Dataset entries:
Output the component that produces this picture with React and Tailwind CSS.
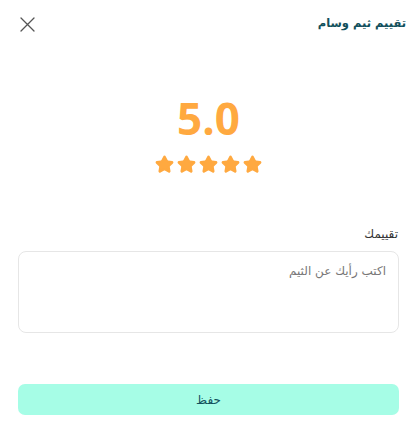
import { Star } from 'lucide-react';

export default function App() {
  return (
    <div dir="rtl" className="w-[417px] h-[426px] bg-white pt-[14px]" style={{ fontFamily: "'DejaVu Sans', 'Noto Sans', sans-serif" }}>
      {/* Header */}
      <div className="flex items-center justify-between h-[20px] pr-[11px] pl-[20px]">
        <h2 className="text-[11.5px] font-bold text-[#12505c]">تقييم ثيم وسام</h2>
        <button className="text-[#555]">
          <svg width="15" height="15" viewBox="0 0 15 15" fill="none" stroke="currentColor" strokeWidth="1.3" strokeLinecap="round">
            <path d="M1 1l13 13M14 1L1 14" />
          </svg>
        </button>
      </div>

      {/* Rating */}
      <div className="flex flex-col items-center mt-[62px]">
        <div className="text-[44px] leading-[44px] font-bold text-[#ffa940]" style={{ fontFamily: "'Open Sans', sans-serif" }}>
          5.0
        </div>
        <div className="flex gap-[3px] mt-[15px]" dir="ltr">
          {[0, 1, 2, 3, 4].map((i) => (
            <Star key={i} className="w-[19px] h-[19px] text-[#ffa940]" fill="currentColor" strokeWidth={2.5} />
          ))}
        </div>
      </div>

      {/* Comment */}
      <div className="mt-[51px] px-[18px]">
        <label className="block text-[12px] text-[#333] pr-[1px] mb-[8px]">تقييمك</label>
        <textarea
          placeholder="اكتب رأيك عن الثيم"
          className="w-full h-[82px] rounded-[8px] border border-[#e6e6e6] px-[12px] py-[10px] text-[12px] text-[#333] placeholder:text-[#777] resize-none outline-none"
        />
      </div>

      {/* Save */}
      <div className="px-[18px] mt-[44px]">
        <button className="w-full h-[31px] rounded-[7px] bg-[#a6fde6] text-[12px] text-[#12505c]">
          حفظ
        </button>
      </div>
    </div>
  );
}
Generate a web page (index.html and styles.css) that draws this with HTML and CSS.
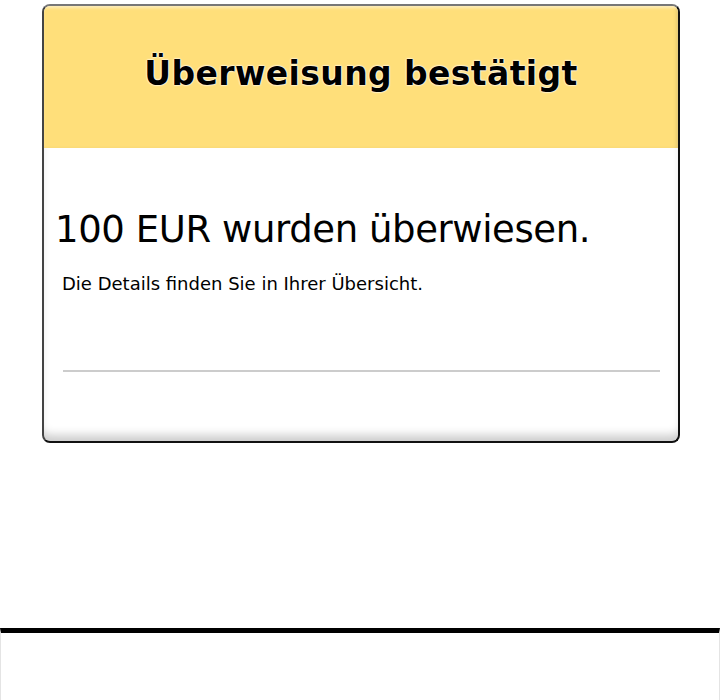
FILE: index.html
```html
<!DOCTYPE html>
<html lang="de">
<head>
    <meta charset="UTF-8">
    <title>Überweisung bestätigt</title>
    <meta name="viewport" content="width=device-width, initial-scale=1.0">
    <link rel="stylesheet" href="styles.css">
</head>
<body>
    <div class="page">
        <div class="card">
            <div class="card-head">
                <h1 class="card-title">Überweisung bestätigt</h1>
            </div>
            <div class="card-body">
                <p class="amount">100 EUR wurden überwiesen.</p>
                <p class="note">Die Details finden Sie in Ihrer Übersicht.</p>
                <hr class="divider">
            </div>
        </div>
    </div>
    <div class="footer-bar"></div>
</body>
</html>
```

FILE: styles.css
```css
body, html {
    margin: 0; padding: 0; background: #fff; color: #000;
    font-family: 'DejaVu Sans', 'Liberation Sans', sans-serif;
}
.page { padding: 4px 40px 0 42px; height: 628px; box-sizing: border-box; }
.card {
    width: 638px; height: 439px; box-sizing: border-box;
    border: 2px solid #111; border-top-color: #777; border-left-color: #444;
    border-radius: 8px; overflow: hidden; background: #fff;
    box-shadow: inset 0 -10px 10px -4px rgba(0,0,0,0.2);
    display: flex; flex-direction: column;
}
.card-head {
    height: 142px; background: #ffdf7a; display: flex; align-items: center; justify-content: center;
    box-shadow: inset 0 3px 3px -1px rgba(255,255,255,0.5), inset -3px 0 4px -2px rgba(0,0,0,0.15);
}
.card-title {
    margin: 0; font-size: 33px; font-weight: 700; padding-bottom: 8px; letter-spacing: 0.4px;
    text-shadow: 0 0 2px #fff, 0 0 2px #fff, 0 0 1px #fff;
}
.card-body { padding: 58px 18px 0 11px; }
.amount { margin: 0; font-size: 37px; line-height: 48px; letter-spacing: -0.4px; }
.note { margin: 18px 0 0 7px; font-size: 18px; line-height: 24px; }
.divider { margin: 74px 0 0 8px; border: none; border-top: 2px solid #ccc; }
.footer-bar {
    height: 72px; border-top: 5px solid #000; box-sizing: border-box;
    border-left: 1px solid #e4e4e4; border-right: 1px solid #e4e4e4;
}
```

OBJECTIVE:
Leave out the pictures and print each record exactly as it stands.

EXPECTED ANSWER:
Output the component that produces this picture with React and Tailwind CSS.
import { Star } from 'lucide-react';

export default function App() {
  return (
    <div dir="rtl" className="w-[417px] h-[426px] bg-white pt-[14px]" style={{ fontFamily: "'DejaVu Sans', 'Noto Sans', sans-serif" }}>
      {/* Header */}
      <div className="flex items-center justify-between h-[20px] pr-[11px] pl-[20px]">
        <h2 className="text-[11.5px] font-bold text-[#12505c]">تقييم ثيم وسام</h2>
        <button className="text-[#555]">
          <svg width="15" height="15" viewBox="0 0 15 15" fill="none" stroke="currentColor" strokeWidth="1.3" strokeLinecap="round">
            <path d="M1 1l13 13M14 1L1 14" />
          </svg>
        </button>
      </div>

      {/* Rating */}
      <div className="flex flex-col items-center mt-[62px]">
        <div className="text-[44px] leading-[44px] font-bold text-[#ffa940]" style={{ fontFamily: "'Open Sans', sans-serif" }}>
          5.0
        </div>
        <div className="flex gap-[3px] mt-[15px]" dir="ltr">
          {[0, 1, 2, 3, 4].map((i) => (
            <Star key={i} className="w-[19px] h-[19px] text-[#ffa940]" fill="currentColor" strokeWidth={2.5} />
          ))}
        </div>
      </div>

      {/* Comment */}
      <div className="mt-[51px] px-[18px]">
        <label className="block text-[12px] text-[#333] pr-[1px] mb-[8px]">تقييمك</label>
        <textarea
          placeholder="اكتب رأيك عن الثيم"
          className="w-full h-[82px] rounded-[8px] border border-[#e6e6e6] px-[12px] py-[10px] text-[12px] text-[#333] placeholder:text-[#777] resize-none outline-none"
        />
      </div>

      {/* Save */}
      <div className="px-[18px] mt-[44px]">
        <button className="w-full h-[31px] rounded-[7px] bg-[#a6fde6] text-[12px] text-[#12505c]">
          حفظ
        </button>
      </div>
    </div>
  );
}
Generate a web page (index.html and styles.css) that draws this with HTML and CSS.
FILE: index.html
```html
<!DOCTYPE html>
<html lang="de">
<head>
    <meta charset="UTF-8">
    <title>Überweisung bestätigt</title>
    <meta name="viewport" content="width=device-width, initial-scale=1.0">
    <link rel="stylesheet" href="styles.css">
</head>
<body>
    <div class="page">
        <div class="card">
            <div class="card-head">
                <h1 class="card-title">Überweisung bestätigt</h1>
            </div>
            <div class="card-body">
                <p class="amount">100 EUR wurden überwiesen.</p>
                <p class="note">Die Details finden Sie in Ihrer Übersicht.</p>
                <hr class="divider">
            </div>
        </div>
    </div>
    <div class="footer-bar"></div>
</body>
</html>
```

FILE: styles.css
```css
body, html {
    margin: 0; padding: 0; background: #fff; color: #000;
    font-family: 'DejaVu Sans', 'Liberation Sans', sans-serif;
}
.page { padding: 4px 40px 0 42px; height: 628px; box-sizing: border-box; }
.card {
    width: 638px; height: 439px; box-sizing: border-box;
    border: 2px solid #111; border-top-color: #777; border-left-color: #444;
    border-radius: 8px; overflow: hidden; background: #fff;
    box-shadow: inset 0 -10px 10px -4px rgba(0,0,0,0.2);
    display: flex; flex-direction: column;
}
.card-head {
    height: 142px; background: #ffdf7a; display: flex; align-items: center; justify-content: center;
    box-shadow: inset 0 3px 3px -1px rgba(255,255,255,0.5), inset -3px 0 4px -2px rgba(0,0,0,0.15);
}
.card-title {
    margin: 0; font-size: 33px; font-weight: 700; padding-bottom: 8px; letter-spacing: 0.4px;
    text-shadow: 0 0 2px #fff, 0 0 2px #fff, 0 0 1px #fff;
}
.card-body { padding: 58px 18px 0 11px; }
.amount { margin: 0; font-size: 37px; line-height: 48px; letter-spacing: -0.4px; }
.note { margin: 18px 0 0 7px; font-size: 18px; line-height: 24px; }
.divider { margin: 74px 0 0 8px; border: none; border-top: 2px solid #ccc; }
.footer-bar {
    height: 72px; border-top: 5px solid #000; box-sizing: border-box;
    border-left: 1px solid #e4e4e4; border-right: 1px solid #e4e4e4;
}
```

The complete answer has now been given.